Following overhaul and after refresher training in August 1979, Caloosahatchee in September departed with Commander SECOND FLEET for Northern Europe and NATO Exercises to be conducted in the North Atlantic, North Sea, and Baltic Sea areas. Caloosahatchee sustained her enviable record of operational performance and material reliability by replenishing 116 ships and meeting all commitments.
     During 1980 the Caloosahatchee participated in various readiness exercises, which involved two deployments to Cuba and a five-month cruise to the Mediterranean. Over 170 safe replenishments were completed in 1980, which set a new record for the CALOOS and established a precedent difficult to follow. 1981 brought the CALOOS another fast paced Caribbean deployment and a six-month cruise to the Mediterranean. The Caloosahatchee's reputation continued to shine as she serviced the fleet with pride and professionalism.
     During 1988 Caloosahatchee made her last, and very successful, Med deployment. On the trip home completing the 191st unrep of the year.
     During 1989 she participtated in Unitas XXX and crossed the equator.
     The Caloosahatchee was decommissioned on February 28, 1990 at Norfolk, VA after 45 years of "SERVICE TO THE FLEET WITH PRIDE". She was towed to the Mothball fleet on the James River where she sat until 2003 when she was sold for scrap to a salvage company in England.

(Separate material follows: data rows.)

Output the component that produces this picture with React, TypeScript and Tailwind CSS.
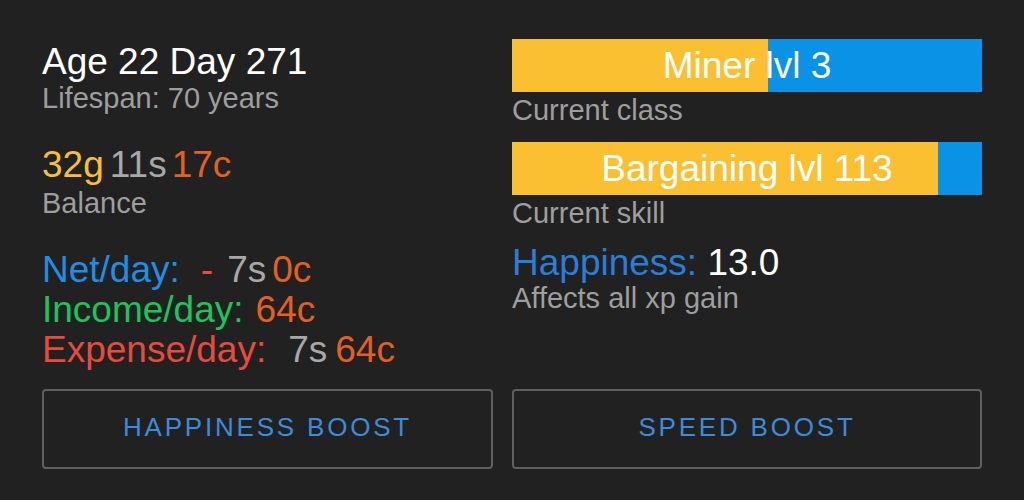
import React from "react";

const font = { fontFamily: '"Liberation Sans", Arial, sans-serif' };

function Bar({ label, pct }: { label: string; pct: number }) {
  return (
    <div className="relative h-[53px] w-full bg-[#0a93e6]">
      <div className="absolute inset-y-0 left-0 bg-[#fbbf32]" style={{ width: `${pct}%` }} />
      <div className="relative flex h-full items-center justify-center text-[37px] leading-[40px] text-white">
        {label}
      </div>
    </div>
  );
}

function BoostButton({ label }: { label: string }) {
  return (
    <button className="flex h-[80px] w-full items-center justify-center rounded-[4px] border-2 border-[#5f5f5f] bg-transparent pb-[4px] text-[26px] leading-[30px] tracking-[2.8px] text-[#3b8cdb]">
      {label}
    </button>
  );
}

export default function App() {
  return (
    <div className="h-[500px] w-[1024px] overflow-hidden bg-[#212121] px-[42px]" style={font}>
      <div className="grid grid-cols-[451px_470px] gap-x-[19px]">
        {/* left column: age, balance, daily flow */}
        <div className="flex flex-col pt-[42px]">
          <div className="text-[37px] leading-[40px] text-white">Age 22 Day 271</div>
          <div className="text-[29px] leading-[32px] text-[#9e9e9e]">Lifespan: 70 years</div>

          <div className="mt-[31px] text-[37px] leading-[40px] whitespace-nowrap">
            <span className="text-[#f6c030]">32g</span>
            <span className="ml-[6px] text-[#a8a8a8]">11s</span>
            <span className="ml-[5px] text-[#e5601a]">17c</span>
          </div>
          <div className="text-[29px] leading-[36px] text-[#9e9e9e]">Balance</div>

          <div className="mt-[29px] text-[37px] leading-[40px] whitespace-nowrap">
            <span className="text-[#1d8fe8]">Net/day:</span>
            <span className="ml-[21px] text-[#e84a3c]">-</span>
            <span className="ml-[14px] text-[#a8a8a8]">7s</span>
            <span className="ml-[6px] text-[#e5601a]">0c</span>
          </div>
          <div className="text-[37px] leading-[40px] whitespace-nowrap">
            <span className="text-[#1ec35a]">Income/day:</span>
            <span className="ml-[12px] text-[#e5601a]">64c</span>
          </div>
          <div className="text-[37px] leading-[40px] whitespace-nowrap">
            <span className="text-[#e84a3c]">Expense/day:</span>
            <span className="ml-[22px] text-[#a8a8a8]">7s</span>
            <span className="ml-[8px] text-[#e5601a]">64c</span>
          </div>
        </div>

        {/* right column: class, skill, happiness */}
        <div className="flex flex-col pt-[39px]">
          <Bar label="Miner lvl 3" pct={54.5} />
          <div className="mt-[2px] text-[29px] leading-[32px] text-[#9e9e9e]">Current class</div>

          <div className="mt-[16px]">
            <Bar label="Bargaining lvl 113" pct={90.6} />
          </div>
          <div className="mt-[2px] text-[29px] leading-[32px] text-[#9e9e9e]">Current skill</div>

          <div className="mt-[15px] text-[37px] leading-[38px] whitespace-nowrap">
            <span className="text-[#2a7dd8]">Happiness:</span>{" "}
            <span className="text-white">13.0</span>
          </div>
          <div className="text-[29px] leading-[32px] text-[#9e9e9e]">Affects all xp gain</div>
        </div>
      </div>

      <div className="mt-[19px] grid grid-cols-[451px_470px] gap-x-[19px]">
        <BoostButton label="HAPPINESS BOOST" />
        <BoostButton label="SPEED BOOST" />
      </div>
    </div>
  );
}
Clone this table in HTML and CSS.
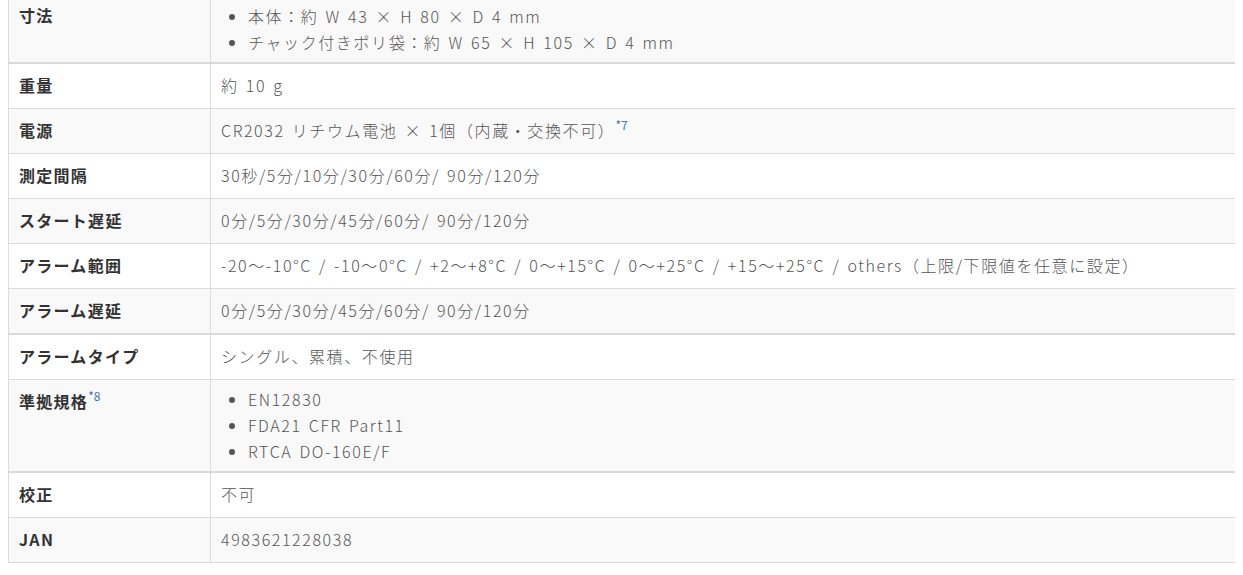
FILE: index.html
```html
<!DOCTYPE html>
<html lang="ja">
<head>
<meta charset="utf-8">
<title>仕様</title>
<link rel="stylesheet" href="styles.css">
</head>
<body>
<div class="wrap">
<table class="spec">
  <tbody>
    <tr class="sep">
      <th>寸法</th>
      <td class="list-cell first">
        <ul>
          <li>本体：約 W 43 × H 80 × D 4 mm</li>
          <li>チャック付きポリ袋：約 W 65 × H 105 × D 4 mm</li>
        </ul>
      </td>
    </tr>
    <tr><th>重量</th><td>約 10 g</td></tr>
    <tr><th>電源</th><td>CR2032 リチウム電池 × 1個（内蔵・交換不可）<sup class="note">*7</sup></td></tr>
    <tr><th>測定間隔</th><td>30秒/5分/10分/30分/60分/ 90分/120分</td></tr>
    <tr><th>スタート遅延</th><td>0分/5分/30分/45分/60分/ 90分/120分</td></tr>
    <tr><th>アラーム範囲</th><td>-20～-10°C / -10～0°C / +2～+8°C / 0～+15°C / 0～+25°C / +15～+25°C / others（上限/下限値を任意に設定）</td></tr>
    <tr class="sep"><th>アラーム遅延</th><td>0分/5分/30分/45分/60分/ 90分/120分</td></tr>
    <tr><th>アラームタイプ</th><td>シングル、累積、不使用</td></tr>
    <tr class="sep">
      <th>準拠規格<sup class="note">*8</sup></th>
      <td class="list-cell">
        <ul>
          <li>EN12830</li>
          <li>FDA21 CFR Part11</li>
          <li>RTCA DO-160E/F</li>
        </ul>
      </td>
    </tr>
    <tr><th>校正</th><td>不可</td></tr>
    <tr><th>JAN</th><td>4983621228038</td></tr>
  </tbody>
</table>
</div>
</body>
</html>
```

FILE: styles.css
```css
html {
  overflow: hidden;
  scrollbar-width: none;
}
body {
  margin: 0 8px;
  background: #fff;
  font-family: "Noto Sans CJK JP", "Noto Sans", sans-serif;
  font-size: 16px;
  letter-spacing: 0.1em;
}
.wrap {
  width: 1270px;
  margin-top: -7px;
}
.spec {
  border-collapse: collapse;
  width: 100%;
}
.spec tr:nth-child(odd) {
  background: #f9f9f9;
}
.spec tr:nth-child(even) {
  background: #fff;
}
.spec th,
.spec td {
  border: 1px solid #dcdcdc;
  padding: 9px 10px 11px;
  line-height: 24px;
  text-align: left;
  vertical-align: top;
}
.spec tr.sep th,
.spec tr.sep td {
  border-bottom: 2px solid #d9d9d9;
}
.spec th {
  width: 181px;
  font-weight: bold;
  color: #333;
  letter-spacing: 0.08em;
}
.spec td {
  color: #555;
  font-weight: 300;
  word-spacing: 2px;
}
.spec td.list-cell {
  padding-top: 6px;
  padding-bottom: 7px;
}
.spec td.list-cell.first {
  padding-top: 9px;
  padding-bottom: 7px;
}
.spec ul {
  margin: 0;
  padding-left: 27px;
}
.spec li {
  line-height: 26px;
}
.note {
  color: #3f72b5;
  font-size: 12px;
  font-weight: normal;
  letter-spacing: 0;
  word-spacing: 0;
  line-height: 0;
  vertical-align: 7px;
}
```
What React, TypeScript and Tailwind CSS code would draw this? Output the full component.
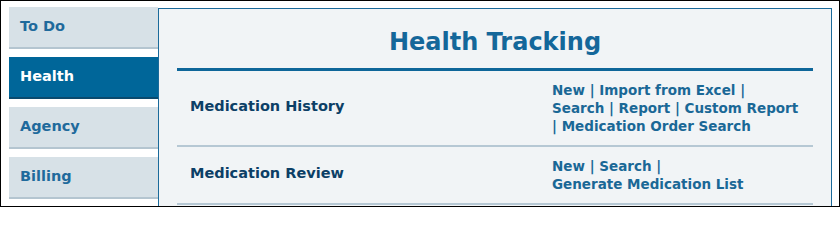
const tabs = [
  { label: "To Do", active: false },
  { label: "Health", active: true },
  { label: "Agency", active: false },
  { label: "Billing", active: false },
  { label: "", active: false },
];

interface Section {
  title: string;
  // each inner array is one printed line; "|" marks a separator
  lines: string[][];
}

const sections: Section[] = [
  {
    title: "Medication History",
    lines: [
      ["New", "|", "Import from Excel", "|"],
      ["Search", "|", "Report", "|", "Custom Report"],
      ["|", "Medication Order Search"],
    ],
  },
  {
    title: "Medication Review",
    lines: [["New", "|", "Search", "|"], ["Generate Medication List"]],
  },
];

function LinkList({ lines }: { lines: string[][] }) {
  return (
    <div className="text-[13.5px] leading-[18px] font-bold text-[#1a6896] whitespace-nowrap">
      {lines.map((line, li) => (
        <div key={li}>
          {line.map((tok, i) => (
            <span key={i}>
              {i > 0 && " "}
              {tok === "|" ? (
                "|"
              ) : (
                <a href="#" className="hover:underline">
                  {tok}
                </a>
              )}
            </span>
          ))}
        </div>
      ))}
    </div>
  );
}

export default function App() {
  return (
    <div
      className="h-[207px] w-[840px] overflow-hidden border border-black bg-white pt-[6px] pl-[8px] pr-[7px] flex items-start"
      style={{ fontFamily: '"DejaVu Sans", Verdana, sans-serif' }}
    >
      <nav className="w-[149px] shrink-0 flex flex-col gap-[8px]">
        {tabs.map((t, i) => (
          <a
            key={i}
            href="#"
            className={
              t.active
                ? "h-[42px] flex items-center pl-[11px] text-[14.5px] font-bold text-white bg-[#006699] border-b-2 border-[#0a4a6e]"
                : "h-[42px] flex items-center pl-[11px] text-[14.5px] font-bold text-[#1f6a9c] bg-[#d7e1e7] border-b-2 border-[#b4c5d0]"
            }
          >
            {t.label}
          </a>
        ))}
      </nav>

      <main className="flex-1 mt-px h-[210px] border border-[#1a6a9a] bg-[#f1f4f6] px-[18px]">
        <h1 className="pt-[17px] pb-[10px] text-center text-[24px] leading-[32px] font-bold text-[#14679a] border-b-[3px] border-[#0e6699]">
          Health Tracking
        </h1>
        {sections.map((s) => (
          <div
            key={s.title}
            className="flex items-center py-[10px] border-b-2 border-[#b6c8d4]"
          >
            <div className="w-[375px] pl-[13px] pb-[3px] text-[14.5px] font-bold text-[#0c3f66]">
              {s.title}
            </div>
            <LinkList lines={s.lines} />
          </div>
        ))}
      </main>
    </div>
  );
}
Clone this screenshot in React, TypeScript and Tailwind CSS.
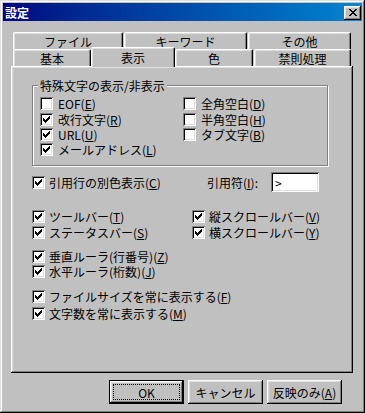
import React from "react";

const FONT = { fontFamily: '"Noto Sans CJK JP", "MS UI Gothic", sans-serif' };

const raised =
  "shadow-[inset_-1px_-1px_#000,inset_1px_1px_#fff,inset_-2px_-2px_#808080,inset_2px_2px_#dfdfdf]";
const sunken =
  "shadow-[inset_1px_1px_#808080,inset_-1px_-1px_#fff,inset_2px_2px_#000,inset_-2px_-2px_#dfdfdf]";

function CheckMark() {
  return (
    <svg width="7" height="7" viewBox="0 0 7 7" shapeRendering="crispEdges">
      <path
        fill="#000"
        d="M6 0h1v1h-1z M5 1h2v1h-2z M0 2h1v1h-1z M4 2h3v1h-3z M0 3h2v1h-2z M3 3h3v1h-3z M0 4h5v1h-5z M1 5h3v1h-3z M2 6h1v1h-1z"
      />
    </svg>
  );
}

function Box({ checked }: { checked?: boolean }) {
  return (
    <span
      className={`w-[13px] h-[13px] bg-white ${sunken} flex items-center justify-center shrink-0`}
    >
      {checked && <CheckMark />}
    </span>
  );
}

function Label({ text, k }: { text: string; k?: string }) {
  return (
    <span className="text-[12px] leading-[13px] whitespace-nowrap text-black">
      {text}
      {k && (
        <>
          (<u>{k}</u>)
        </>
      )}
    </span>
  );
}

function CB({
  checked,
  text,
  k,
  className = "",
  gap = "gap-[5px]",
}: {
  checked?: boolean;
  text: string;
  k?: string;
  className?: string;
  gap?: string;
}) {
  return (
    <div className={`flex items-center h-[13px] ${gap} ${className}`}>
      <Box checked={checked} />
      <Label text={text} k={k} />
    </div>
  );
}

function Tab({
  label,
  className = "",
}: {
  label: string;
  className?: string;
}) {
  return (
    <div
      className={`h-[17px] flex items-center justify-center text-[12px] leading-[13px] rounded-t-[2px] bg-[#c0c0c0] border-t border-l border-t-white border-l-white border-r border-r-black shadow-[inset_-1px_0_#808080,inset_1px_1px_#dfdfdf] ${className}`}
    >
      {label}
    </div>
  );
}

function Btn({
  children,
  def,
}: {
  children: React.ReactNode;
  def?: boolean;
}) {
  if (def) {
    return (
      <div className="w-[75px] h-[24px] border border-black bg-[#c0c0c0] flex">
        <div
          className={`flex-1 ${raised} p-[3px] flex`}
        >
          <div className="flex-1 border border-dotted border-black flex items-center justify-center text-[12px] leading-[13px]">
            {children}
          </div>
        </div>
      </div>
    );
  }
  return (
    <div
      className={`w-[75px] h-[24px] bg-[#c0c0c0] ${raised} flex items-center justify-center text-[12px] leading-[13px]`}
    >
      {children}
    </div>
  );
}

export default function App() {
  return (
    <div
      style={FONT}
      className="w-[365px] h-[413px] bg-[#c0c0c0] p-[3px] flex flex-col shadow-[inset_-1px_-1px_#000,inset_1px_1px_#dfdfdf,inset_-2px_-2px_#808080,inset_2px_2px_#fff] text-black"
    >
      {/* Title bar */}
      <div className="h-[18px] bg-gradient-to-r from-[#000080] to-[#1084d0] flex items-center justify-between pl-[2px] pr-[1px]">
        <span className="text-white font-bold text-[12px] leading-[13px]">設定</span>
        <div
          className={`w-[17px] h-[14px] bg-[#c0c0c0] ${raised} flex items-center justify-center mt-[1px]`}
        >
          <svg width="8" height="7" viewBox="0 0 8 7" shapeRendering="crispEdges">
            <path
              fill="#000"
              d="M0 0h2v1h-2z M6 0h2v1h-2z M1 1h2v1h-2z M5 1h2v1h-2z M2 2h4v1h-4z M3 3h2v1h-2z M2 4h4v1h-4z M1 5h2v1h-2z M5 5h2v1h-2z M0 6h2v1h-2z M6 6h2v1h-2z"
            />
          </svg>
        </div>
      </div>

      {/* Tabs + panel */}
      <div className="pl-[8px] pt-[11px] flex flex-col">
        <div className="flex h-[17px] ml-[2px]">
          <Tab label="ファイル" className="w-[110px]" />
          <Tab label="キーワード" className="w-[123px] ml-[1px]" />
          <Tab label="その他" className="w-[103px] ml-[1px]" />
        </div>
        <div className="flex h-[17px] ml-[2px] items-end">
          <Tab label="基本" className="w-[78px]" />
          <div className="w-[84px] h-[20px] -mb-[1px] relative z-10 flex items-start justify-center pt-[3px] text-[12px] leading-[13px] rounded-t-[2px] bg-[#c0c0c0] border-t border-l border-t-white border-l-white border-r border-r-black shadow-[inset_-1px_0_#808080,inset_1px_1px_#dfdfdf]">
            表示
          </div>
          <Tab label="色" className="w-[78px]" />
          <Tab label="禁則処理" className="w-[97px] ml-[1px]" />
        </div>

        {/* Panel */}
        <div
          className={`w-[342px] h-[307px] ${raised} flex flex-col pl-[21px]`}
        >
          {/* Group box */}
          <div className="mt-[19px] w-[296px] h-[81px] border border-[#808080] shadow-[inset_1px_1px_#fff,1px_1px_#fff] relative flex pl-[7px] pt-[11px]">
            <span className="absolute -top-[7px] left-[5px] bg-[#c0c0c0] px-[2px] text-[12px] leading-[13px] whitespace-nowrap">
              特殊文字の表示/非表示
            </span>
            <div className="w-[143px] flex flex-col">
              <CB text="EOF" k="E" />
              <CB checked text="改行文字" k="R" className="mt-[3px]" />
              <CB checked text="URL" k="U" className="mt-[2px]" />
              <CB checked text="メールアドレス" k="L" className="mt-[2px]" />
            </div>
            <div className="flex flex-col">
              <CB text="全角空白" k="D" />
              <CB text="半角空白" k="H" className="mt-[3px]" />
              <CB text="タブ文字" k="B" className="mt-[2px]" />
            </div>
          </div>

          {/* Quote row */}
          <div className="mt-[6px] h-[20px] flex items-center">
            <div className="w-[175px]">
              <CB checked text="引用行の別色表示" k="C" gap="gap-[4px]" />
            </div>
            <div className="w-[64px] text-[12px] leading-[13px] whitespace-nowrap">
              引用符(<u>I</u>):
            </div>
            <div
              className={`w-[48px] h-[20px] bg-white ${sunken} flex items-center pl-[4px] text-[12px] leading-[13px]`}
            >
              &gt;
            </div>
          </div>

          {/* Toolbars */}
          <div className="mt-[18px] flex">
            <div className="w-[160px] flex flex-col">
              <CB checked text="ツールバー" k="T" gap="gap-[4px]" />
              <CB checked text="ステータスバー" k="S" gap="gap-[4px]" className="mt-[3px]" />
            </div>
            <div className="flex flex-col">
              <CB checked text="縦スクロールバー" k="V" gap="gap-[4px]" />
              <CB checked text="横スクロールバー" k="Y" gap="gap-[4px]" className="mt-[3px]" />
            </div>
          </div>

          <CB checked text="垂直ルーラ(行番号)" k="Z" gap="gap-[4px]" className="mt-[11px]" />
          <CB checked text="水平ルーラ(桁数)" k="J" gap="gap-[4px]" className="mt-[2px]" />

          <CB checked text="ファイルサイズを常に表示する" k="F" gap="gap-[4px]" className="mt-[12px]" />
          <CB checked text="文字数を常に表示する" k="M" gap="gap-[4px]" className="mt-[4px]" />
        </div>
      </div>

      {/* Buttons */}
      <div className="mt-[7px] flex justify-end gap-[4px] pr-[20px]">
        <Btn def>OK</Btn>
        <Btn>キャンセル</Btn>
        <Btn>
          反映のみ(<u>A</u>)
        </Btn>
      </div>
    </div>
  );
}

On October 6th the Caloosahatchee was taken under tow by an Ocean-going tug along with her sister ship Canisteo (ex AO-99) for a 4,500 mile / 21 day trip across the Atlantic to the Able UK's Graythorp yard, near Hartlepool, England. When the ships arrived there was protesting against the scraping of the ships in England due to the oil, asbestos, and PCB contamination aboard both ships. As of spring of 2005 the Caloosahatchee and the Canisteo are moored next to each other until the legality of the scraping can be resolved. Even long after the Caloosahatchee has stopped serving the U. S. Fleet she is still making history.